Freedom 7 had been planned for an August 2008 release, but as a result of Toshiba ceasing production of the HD DVD format in February 2008, the release was canceled. Freedom 6 was the final title to be released on HD DVD.

===Blu-ray release===
Bandai Visual released a Blu-ray box set of all 7 episodes on November 11, 2008, complete with English Dub and English subtitles. Discotek Media released a Blu-ray and DVD combo pack of the anime on April 25, 2017.

==Books==

Shogakukan has published several books related to the Freedom franchise under its Gagaga Bunko label.

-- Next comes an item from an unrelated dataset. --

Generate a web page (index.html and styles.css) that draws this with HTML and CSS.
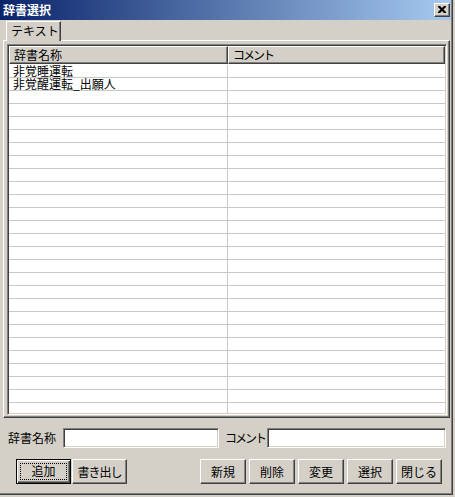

Freedom: Footmark Days (FREEDOM フットマークデイズ, FREEDOM Futtomākudeizu) is a series of 3 novels which follows Kazuma's, one of the main characters, side of the story. It is a side-story that runs parallel to the main storyline, and also introduces characters not seen in the anime (ISBN 9784094510072, ISBN 978-4-09-451038-6, ISBN 978-4-09-451067-6).

Freedom Scenarios delves into the making of the OVA series. It is written in Japanese and divided into 2 books, 0-3 and 4-7 respectively. Both books contain scenarios (the script for each episode), interviews with writers, production crew, voice actors, concept and production art, and a detailed encyclopedia for terms related to Freedom (ISBN 9784091064103, ISBN 978-4-09-106417-2).